2011A&A...532A..73D

Resonant absorption cyclotron features are a key diagnostic tool to directly measure the strength of the magnetic field of accreting neutron stars. However, typical values of cyclotron features lie in the high-energy part of the spectrum between 20keV and 50keV, where detection is often damped by the low quality statistics of results derived from single pointed observations. We show that long-term monitoring campaign performed with Swift-BAT of persistently, but faint, accreting high-mass X-ray binaries is able to reveal in their spectra the presence of cyclotron features. We extracted the average Swift-BAT 15-150keV spectrum from the 54 months long Swift-BAT survey of the high-mass X-ray source IGR J16493-4348. To constrain the broadband spectrum, we used soft X-ray spectra from Swift-XRT and Suzaku pointed observations. We model the spectra using a set of phenomenological models usually adopted to describe the energy spectrum of accreting high-mass X-ray binaries.
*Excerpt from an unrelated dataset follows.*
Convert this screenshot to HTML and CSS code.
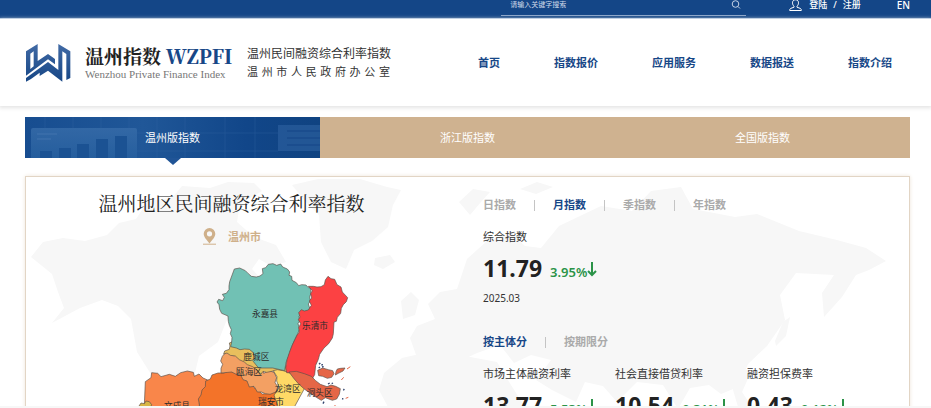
FILE: index.html
```html
<!DOCTYPE html>
<html lang="zh-CN">
<head>
<meta charset="utf-8">
<meta name="viewport" content="width=device-width, initial-scale=1">
<title>温州指数 WZPFI</title>
<link rel="stylesheet" href="styles.css">
</head>
<body>
<div class="page">
  <div class="topbar">
    <form class="search">
      <input class="search-input" type="text" placeholder="请输入关键字搜索" aria-label="请输入关键字搜索">
      <button class="search-button" type="button" aria-label="搜索">
        <svg width="10" height="10" viewBox="0 0 10 10" fill="none" stroke="currentColor" stroke-width="1"><circle cx="4.5" cy="4" r="3.3"/><path d="M7 6.500l2 2"/></svg>
      </button>
    </form>
    <div class="account">
      <svg class="user-icon" width="13" height="12" viewBox="0 1 13 12" fill="none" stroke="currentColor" stroke-width="1"><path d="M6.500.8c-2 0-3 1.200-3 3 0 1.400.6 2.600 1.500 3.400v1L1.500 9.500C.9 9.800.7 10.500.7 11.500h11.600c0-1-.2-1.700-.8-2L8 8.200v-1c.9-.8 1.500-2 1.500-3.400 0-1.800-1-3-3-3z"/></svg>
      <a href="#">登陆</a><span class="slash">/</span><a href="#">注册</a>
    </div>
    <a class="lang" href="#">EN</a>
  </div>

  <header class="header">
    <a class="brand" href="#">
      <svg class="logo" width="46" height="40" viewBox="74 127 138 120">
        <defs><linearGradient id="logo-fill" gradientUnits="userSpaceOnUse" x1="0" y1="130" x2="0" y2="243"><stop offset="0" stop-color="#416aa5"/><stop offset="1" stop-color="#164685"/></linearGradient></defs>
        <g fill="url(#logo-fill)" fill-rule="evenodd">
          <path d="M77 152L112 130V181L143 160L164 175V191L143 176L77 225ZM90 159V205L100 197V152Z"/>
          <path d="M77 243V232L143 184L174 208V130L210 152V232L198 238V160L186 152V243L143 210L118 226V216L92 235Z"/>
        </g>
      </svg>
      <span class="brand-name">
        <span class="brand-title">温州指数 <b>WZPFI</b></span>
        <span class="brand-sub">Wenzhou Private Finance Index</span>
      </span>
      <span class="brand-org">
        <span>温州民间融资综合利率指数</span>
        <span class="org-wide"><i>温</i><i>州</i><i>市</i><i>人</i><i>民</i><i>政</i><i>府</i><i>办</i><i>公</i><i>室</i></span>
      </span>
    </a>
    <nav class="nav">
      <a href="#">首页</a><a href="#">指数报价</a><a href="#">应用服务</a><a href="#">数据报送</a><a href="#">指数介绍</a>
    </nav>
  </header>

  <main class="main">
    <div class="editions">
      <button class="edition active" type="button">
        <svg class="edition-art" viewBox="0 0 295 41" preserveAspectRatio="none">
          <defs>
            <linearGradient id="art" x1="0" x2="1"><stop offset="0" stop-color="#174d90"/><stop offset=".4" stop-color="#205798"/><stop offset=".75" stop-color="#114689"/><stop offset="1" stop-color="#104381"/></linearGradient>
            <linearGradient id="card" x1="0" x2="0" y1="0" y2="1"><stop offset="0" stop-color="#366ba8"/><stop offset="1" stop-color="#27609f"/></linearGradient>
          </defs>
          <path fill="url(#art)" d="M0 0h295v41H0z"/>
          <path stroke="#3467a3" stroke-width="1" opacity=".35" d="M20 0v11M48 0v11M76 0v11M104 0v11M132 0v41M160 0v41M200 0v41M230 0v41M112 16H253M112 34H253"/>
          <path fill="url(#card)" opacity=".85" d="M6 13q0-2 2-2h102q2 0 2 2v28H6z"/>
          <path fill="#1b5293" d="M15 34h12v7H15zM34 31h12v10H34zM52 27h12v14H52zM71 22h12v19H71zM90 19h12v22H90z"/>
          <path stroke="#4274ae" d="M12 17h20M12 22h14"/>
          <path fill="#2b5e9c" opacity=".7" d="M253 8h42v26h-42z"/>
          <path stroke="#1b4d8e" stroke-width="2" d="M262 14h33M262 21h33M262 28h33"/>
        </svg>
        <span>温州版指数</span>
      </button>
      <button class="edition" type="button"><span>浙江版指数</span></button>
      <button class="edition" type="button"><span>全国版指数</span></button>
    </div>

    <section class="panel">
      <svg class="world" viewBox="25 176 885 230" preserveAspectRatio="xMidYMin slice" fill="#f7f7f7">
        <path d="M31 256l12-15 20-4 22 3 22-6 12-12 17-4 12-18 24-3 10-12 28 2 18-6 26 1 8 8-22 13-3 18 17 15 22 8 10 17-15 4-12-7-7 10 13 14-4 15-20 6-15 18-8 20-19 14-5 21-15 5 6 22 12 14-14-2-19-16-10-21-17-27-6-33-13-13-16-6-22 8-28 15 12-15-6-16-6-18z"/>
        <path d="M292 184l26-6 42 0 27 8 14 3-8 15-5 22-16 14-18 9-8 19-15-7-10-20-2-27-13-13zM375 257l15-3 5 7-12 7-9-4z"/>
        <path d="M410 337l7-12 18-7-7-15 12-12 17-3 10-30 20-18 24-8 14 13 16 2 18-22 42-20 31 5 19-20 30-4 12 22 42 8 22-3 42 17 38 9 29 8 20 13-17 9-13 5-14 22-18 20-2-24 12-18-38-2-16 22 5 25-18 26-19 18-10 23-17 7-12-9-19 3-12 21-15-24-26-3-20 20-14-16-18-4-9 20-24-12-16-10 15-20-20-5-17 8-14-18-23 8-19 9-11 15-22 3z"/>
        <path d="M384 372l18-15 35-8 28 6 32 6 14 23 14 22H388l-9-17zM401 300l10-9 8 8-4 15-12 4zM459 201l14-13 17 3-9 10-11 13zM520 188l17-7 16 5-17 7z"/>
        <path d="M775 340l8-19 7-5-4 19-10 10zM731 382l12-15 8 4-9 20 10 15h-14z"/>
      </svg>

      <div class="region">
        <h1 class="region-title">温州地区民间融资综合利率指数</h1>
        <div class="place">
          <svg width="15" height="17" viewBox="0 0 15 17"><path fill="#cfb08a" fill-rule="evenodd" d="M7.500 0a5.800 5.800 0 0 0-5.800 5.800C1.700 9.500 5 12 7.500 15.500 10 12 13.300 9.500 13.300 5.800A5.800 5.800 0 0 0 7.500 0zm0 3.200a2.600 2.600 0 1 1 0 5.200 2.600 2.600 0 0 1 0-5.200z"/><path stroke="#cfb08a" d="M1 16.200h13"/></svg>
          <span>温州市</span>
        </div>
        <svg class="map" viewBox="0 0 690 540" role="img" aria-label="温州市地图">
          <g stroke="#5a5048" stroke-width="2" stroke-linejoin="round">
            <path fill="#f9864a" d="M40 450L43 380l17-12 2-15 18 2 10 10 25-7 18 6 16-11 20-5 18 4 3 12 14-7 12 12 14 6-4 20-10 14-3 22-8 15 4 14v90H40z"/>
            <path fill="#d8b545" d="M24 453l6-9 10 2 5-8 10 2 7 9-5 12H24z"/>
            <path fill="#f37329" d="M224 378l14-6 5-12 18-6 18 0 12-6 18 4 13 8 10-2 7 14 10 6 12 1 8 19 10 6 15 13 15-1 12-10 15-4 8 15-5 30v90H205v-90l-3-15 8-12 3-15 10-10z"/>
            <path fill="#f3a063" d="M286 290l14 7 8 5 14-2 15 10 20 8 18 5 8 10 12 8 3 14 15-8 16 5 8 16-5 14 8 14-5 15-18 7-14-2-12-5-12 0-10-17-14 2-7-18-12-4-7-14-15-3-12-6-32 3 0-14 5-12-6-10 5-14z"/>
            <path fill="#e8bf5d" d="M295 264l9-4 17 6 13 3 14-3 15 2 10 10 6 15-7 7 8 14 9 10 25 3 29 1 15 3 14 12-1 8-28 1-16-4-20 4-11-3-8 11-10-15-13-10-16-6-9-8-15-7-12-11-15-2-10-7-10 3 3-9 14-5 2-10z"/>
            <path fill="#ffd966" d="M427 347l12-3 17 3 18 5 20 15 24 15 8 8-38 70-38 20-21-60 8-10 7-14-7-18 1-13z"/>
            <path fill="#71c1b4" d="M310 42l16-3 17 8 9 9 9 8 15 2 11-3 9-7-2-15 10-3 8-10 14-2 11 5 12-4 6 9 14 6 7 9-2 10 8 3 1 12 13 7 7 9 9-3 13 1 7 8 8 1-1 18-3 9 2 12-6 9 5 15-7 11-18 3-8 8 2 14-5 8 5 16-6 14-9 18-11 26-7 24-8 18-4 25-36-8-42 0-10-12-8-10 7-8-6-17-11-9-14-1-14 2-11-5-17-4 3-14 1-14-5-11 3-12-6-13-3-12-1-16-19-8-6-12-2-14-6-8 5-8 12 4 5-10-6-9 12-3 8-11 0-11 2-13z"/>
            <path fill="#fc4143" d="M532 94h15l11 2 12-1 10-6 3-14 8-11 9 7 11 2 7 16 12 7 4 15 16 17-4 12-9 9-6 11-2 15-10 12-3 12-7 2-2 35-3 13-11 17-14 13-13 19-4 15-8 18-3 28-8 14-11-2-15-6-20-6-14-5-16-1-3-14 4-25 7-21 9-23 14-29 7-10-2-13 6-12-7-12 5-8-4-13 8-9 9 4 12-3 9-14-6-13 7-9-3-13 5-9z"/>
            <path fill="#e56647" d="M474 351l22-2 24 7 21 8 13 13 14 11 20 7 12-5 14 4 14 7-3 17-8 14-13 4-21-8-12 8-15-9-19-13-16-11-18-16-14-16zM560 346l15-7 17 5 13 3 4 9-7 11-13 3-14-6-12-2zM615 350l4-8 10-2 13-1-6 9-14 7-9 5z"/>
          </g>
          <path stroke="#31456e" stroke-width="4" d="M564 328l4-4M571 330l5-1M563 339l4-3M573 336l5-1M591 387l5-3M602 386l4-2M637 406l3-4M576 446l3-6M633 431l4 1"/>
          <path stroke="#e56647" stroke-width="3" d="M648 342l10-7M631 375l7-8M644 430l8-3M611 450l4 6"/>
          <g class="map-labels">
            <text x="402" y="186">永嘉县</text><text x="552" y="221">乐清市</text><text x="376" y="315">鹿城区</text><text x="354" y="360">瓯海区</text><text x="470" y="410">龙湾区</text><text x="566" y="422">洞头区</text><text x="420" y="450">瑞安市</text><text x="138" y="462">文成县</text>
          </g>
        </svg>
      </div>

      <div class="data">
        <div class="switch">
          <button type="button">日指数</button><button class="on" type="button">月指数</button><button type="button">季指数</button><button type="button">年指数</button>
        </div>
        <div class="metric">
          <h2>综合指数</h2>
          <p class="value"><strong>11.79</strong><span class="change">3.95%<svg width="10" height="15" viewBox="0 0 10 15" fill="none" stroke="currentColor" stroke-width="2"><path d="M5 0v13M1 9l4 4 4-4"/></svg></span></p>
          <p class="date">2025.03</p>
        </div>
        <div class="switch second">
          <button class="on" type="button">按主体分</button><button type="button">按期限分</button>
        </div>
        <div class="metrics">
          <div class="metric"><h2>市场主体融资利率</h2><p class="value"><strong>13.77</strong><span class="change">5.53%<svg width="10" height="15" viewBox="0 0 10 15" fill="none" stroke="currentColor" stroke-width="2"><path d="M5 0v13M1 9l4 4 4-4"/></svg></span></p></div>
          <div class="metric"><h2>社会直接借贷利率</h2><p class="value"><strong>10.54</strong><span class="change">0.31%<svg width="10" height="15" viewBox="0 0 10 15" fill="none" stroke="currentColor" stroke-width="2"><path d="M5 0v13M1 9l4 4 4-4"/></svg></span></p></div>
          <div class="metric"><h2>融资担保费率</h2><p class="value"><strong>0.43</strong><span class="change">0.12%<svg width="10" height="15" viewBox="0 0 10 15" fill="none" stroke="currentColor" stroke-width="2"><path d="M5 0v13M1 9l4 4 4-4"/></svg></span></p></div>
        </div>
      </div>
    </section>
  </main>
  <footer class="bottom-edge"></footer>
</div>
</body>
</html>
```
FILE: styles.css
```css
* { box-sizing: border-box; }
body, h1, h2, p { margin: 0; }
body {
  font-family: "Noto Sans", "Noto Sans CJK SC", sans-serif;
  color: #333;
  background: #fff;
}
a { color: inherit; text-decoration: none; }
button { font: inherit; color: inherit; border: 0; padding: 0; background: none; cursor: pointer; }
svg { display: block; flex: none; }

.page { display: flex; flex-direction: column; height: 100vh; overflow: hidden; }

.topbar {
  flex: none;
  display: flex;
  justify-content: flex-end;
  height: 19px;
  padding-right: 21px;
  color: #fff;
  background: #144687;
  border-bottom: 1px solid #a9c3e2;
  font-size: 9px;
  line-height: 10px;
}
.search {
  display: flex;
  align-items: flex-start;
  width: 245px;
  height: 16px;
  padding: 0 5px 0 9px;
  border-bottom: 1px solid #8aa5c9;
}
.search-input {
  flex: 1;
  min-width: 0;
  height: 9px;
  padding: 0;
  border: 0;
  outline: 0;
  background: none;
  color: #fff;
  font: 7px/9px "Noto Sans CJK SC", sans-serif;
}
.search-input::placeholder { color: #d0dbea; opacity: 1; }
.search-button { color: #c5d3e6; }
.account { display: flex; margin-left: 43px; font-weight: 500; }
.user-icon { margin-right: 7px; }
.slash { margin: 0 6px; }
.lang { margin-left: 36px; font-size: 10px; font-weight: 500; }

.header {
  flex: none;
  display: flex;
  align-items: center;
  justify-content: space-between;
  height: 87px;
  padding: 0 39px 0 25px;
  box-shadow: 0 1px 4px 1px #e4e4e4;
}
.brand { display: flex; align-items: center; }
.brand-name { display: flex; flex-direction: column; width: 147px; margin-left: 14px; }
.brand-title { font-family: "Noto Serif CJK SC", "Liberation Serif", "Noto Sans CJK SC", serif; font-size: 19px; line-height: 22px; font-weight: 700; color: #222; white-space: nowrap; }
.brand-title b { color: #174787; }
.brand-sub { font-family: "Liberation Serif", serif; font-size: 11px; line-height: 14px; color: #777; white-space: nowrap; }
.brand-org { display: flex; flex-direction: column; width: 143px; margin-left: 15px; font-size: 12px; line-height: 18px; white-space: nowrap; }
.org-wide { display: flex; justify-content: space-between; font-size: 11px; }
.org-wide i { font-style: normal; }
.nav { display: flex; gap: 54px; font-size: 11px; line-height: 16px; font-weight: 700; color: #174787; white-space: nowrap; }

.main { flex: 1; min-height: 0; padding: 11px 21px 0 25px; }
.editions { display: grid; grid-template-columns: repeat(3, 1fr); }
.edition {
  position: relative;
  height: 41px;
  color: #fff;
  background: #cfb290;
  font-size: 11px;
  line-height: 16px;
}
.edition span { position: relative; }
.edition-art { position: absolute; inset: 0; width: 100%; height: 100%; }
.edition.active::after {
  content: "";
  position: absolute;
  top: 100%;
  left: 50%;
  margin-left: -8px;
  border: 8px solid transparent;
  border-top: 7px solid #205496;
  border-bottom: 0;
}

.panel {
  position: relative;
  display: grid;
  grid-template-columns: 411fr 472fr;
  margin-top: 18px;
  border: 1px solid #e2d5c5;
  box-shadow: 0 0 4px #eee5da;
}
.world { position: absolute; inset: 0; width: 100%; height: 230px; }
.region, .data { position: relative; }
.region { display: flex; flex-direction: column; align-items: center; padding-top: 14px; }
.region-title {
  font-family: "Liberation Serif", "Noto Serif CJK SC", "Noto Sans CJK SC", serif;
  font-size: 19px;
  line-height: 28px;
  font-weight: 400;
  color: #222;
  white-space: nowrap;
}
.place { display: flex; align-items: center; gap: 11px; margin: 8px 0 10px; height: 18px; color: #cfb08a; font-size: 11px; font-weight: 700; }
.map { width: 230px; margin-left: 28px; }
.map-labels { fill: #2b2b2b; font-size: 26px; text-anchor: middle; }

.data { padding: 20px 0 0 46px; font-size: 11px; line-height: 16px; }
.switch { display: flex; align-items: center; font-weight: 700; color: #aaa; }
.switch .on { color: #174787; }
.switch button + button { display: flex; align-items: center; }
.switch button + button::before { content: ""; width: 1px; height: 11px; margin: 0 18px; background: #c4c4c4; }
.switch.second { margin-top: 28px; }
.metric { margin-top: 16px; }
.metric h2 { font-size: 11px; font-weight: 400; line-height: 16px; white-space: nowrap; }
.value { display: flex; align-items: baseline; gap: 8px; margin-top: 8px; line-height: 30px; }
.value strong { font-size: 23px; color: #222; }
.change { display: flex; align-items: baseline; font-size: 13px; font-weight: 600; color: #2b9348; }
.date { margin-top: 3px; font-size: 10px; line-height: 16px; }
.metrics { display: grid; grid-template-columns: repeat(3, 31%); }

.bottom-edge { position: relative; flex: none; height: 2px; background: #f7f7f7; }
```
Irrespective of the models we used, we found significant improvements in the spectral fits adding to the models a broad (10keV width) absorption feature, with best-fitting energy estimate between 30 and 33keV, that we interpret as evidence of a resonant cyclotron absorption feature. We also discuss possible instrumental biases related to the use of Swift-BAT for this kind of study and the statistical method to weight the confidence level of this detection. Correcting for the gravitational redshift of a 1.4M_☉ neutron star, the inferred surface magnetic field is Bsurf∼3.7*10¹²gauss. The spectral parameters of IGR J16493-4348 fit well with empirical correlations observed when the whole sample of high-mass binaries with detected cyclotron features is considered.